** Start Dataset content **

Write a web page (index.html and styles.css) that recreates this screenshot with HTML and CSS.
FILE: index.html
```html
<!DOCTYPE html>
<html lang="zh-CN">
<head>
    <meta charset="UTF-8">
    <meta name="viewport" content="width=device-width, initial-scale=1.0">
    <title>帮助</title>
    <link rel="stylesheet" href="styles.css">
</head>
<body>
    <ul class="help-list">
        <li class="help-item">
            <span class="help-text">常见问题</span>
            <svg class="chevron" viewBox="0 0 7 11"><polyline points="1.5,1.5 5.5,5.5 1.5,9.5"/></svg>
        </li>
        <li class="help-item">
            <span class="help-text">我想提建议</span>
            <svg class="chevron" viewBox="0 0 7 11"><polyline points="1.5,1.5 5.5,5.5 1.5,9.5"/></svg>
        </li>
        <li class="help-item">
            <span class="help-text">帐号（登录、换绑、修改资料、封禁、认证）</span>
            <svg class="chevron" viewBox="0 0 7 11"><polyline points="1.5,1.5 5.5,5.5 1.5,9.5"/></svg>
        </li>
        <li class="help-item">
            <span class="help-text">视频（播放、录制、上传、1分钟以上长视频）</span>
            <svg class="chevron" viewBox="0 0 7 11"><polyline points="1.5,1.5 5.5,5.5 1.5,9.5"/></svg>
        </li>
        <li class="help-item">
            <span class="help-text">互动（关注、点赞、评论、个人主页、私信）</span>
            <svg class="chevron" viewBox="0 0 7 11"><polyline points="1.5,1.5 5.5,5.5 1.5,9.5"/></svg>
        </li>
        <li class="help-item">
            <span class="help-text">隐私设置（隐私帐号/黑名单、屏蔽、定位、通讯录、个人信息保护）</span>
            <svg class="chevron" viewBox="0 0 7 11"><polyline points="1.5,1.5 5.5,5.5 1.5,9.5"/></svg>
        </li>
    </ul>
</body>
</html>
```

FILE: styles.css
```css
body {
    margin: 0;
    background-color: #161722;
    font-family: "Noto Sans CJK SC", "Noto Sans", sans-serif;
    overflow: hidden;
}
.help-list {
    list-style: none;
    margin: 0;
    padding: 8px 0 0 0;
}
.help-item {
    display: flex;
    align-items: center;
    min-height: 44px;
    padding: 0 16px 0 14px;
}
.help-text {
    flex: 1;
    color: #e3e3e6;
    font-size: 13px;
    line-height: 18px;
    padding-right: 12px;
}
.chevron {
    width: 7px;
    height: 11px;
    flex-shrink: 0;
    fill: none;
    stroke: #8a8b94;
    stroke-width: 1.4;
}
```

** End Dataset content **

Output the full listing exactly as it stands.

Write a web page (index.html and styles.css) that recreates this screenshot with HTML and CSS.
FILE: index.html
```html
<!DOCTYPE html>
<html lang="zh-CN">
<head>
    <meta charset="UTF-8">
    <meta name="viewport" content="width=device-width, initial-scale=1.0">
    <title>帮助</title>
    <link rel="stylesheet" href="styles.css">
</head>
<body>
    <ul class="help-list">
        <li class="help-item">
            <span class="help-text">常见问题</span>
            <svg class="chevron" viewBox="0 0 7 11"><polyline points="1.5,1.5 5.5,5.5 1.5,9.5"/></svg>
        </li>
        <li class="help-item">
            <span class="help-text">我想提建议</span>
            <svg class="chevron" viewBox="0 0 7 11"><polyline points="1.5,1.5 5.5,5.5 1.5,9.5"/></svg>
        </li>
        <li class="help-item">
            <span class="help-text">帐号（登录、换绑、修改资料、封禁、认证）</span>
            <svg class="chevron" viewBox="0 0 7 11"><polyline points="1.5,1.5 5.5,5.5 1.5,9.5"/></svg>
        </li>
        <li class="help-item">
            <span class="help-text">视频（播放、录制、上传、1分钟以上长视频）</span>
            <svg class="chevron" viewBox="0 0 7 11"><polyline points="1.5,1.5 5.5,5.5 1.5,9.5"/></svg>
        </li>
        <li class="help-item">
            <span class="help-text">互动（关注、点赞、评论、个人主页、私信）</span>
            <svg class="chevron" viewBox="0 0 7 11"><polyline points="1.5,1.5 5.5,5.5 1.5,9.5"/></svg>
        </li>
        <li class="help-item">
            <span class="help-text">隐私设置（隐私帐号/黑名单、屏蔽、定位、通讯录、个人信息保护）</span>
            <svg class="chevron" viewBox="0 0 7 11"><polyline points="1.5,1.5 5.5,5.5 1.5,9.5"/></svg>
        </li>
    </ul>
</body>
</html>
```

FILE: styles.css
```css
body {
    margin: 0;
    background-color: #161722;
    font-family: "Noto Sans CJK SC", "Noto Sans", sans-serif;
    overflow: hidden;
}
.help-list {
    list-style: none;
    margin: 0;
    padding: 8px 0 0 0;
}
.help-item {
    display: flex;
    align-items: center;
    min-height: 44px;
    padding: 0 16px 0 14px;
}
.help-text {
    flex: 1;
    color: #e3e3e6;
    font-size: 13px;
    line-height: 18px;
    padding-right: 12px;
}
.chevron {
    width: 7px;
    height: 11px;
    flex-shrink: 0;
    fill: none;
    stroke: #8a8b94;
    stroke-width: 1.4;
}
```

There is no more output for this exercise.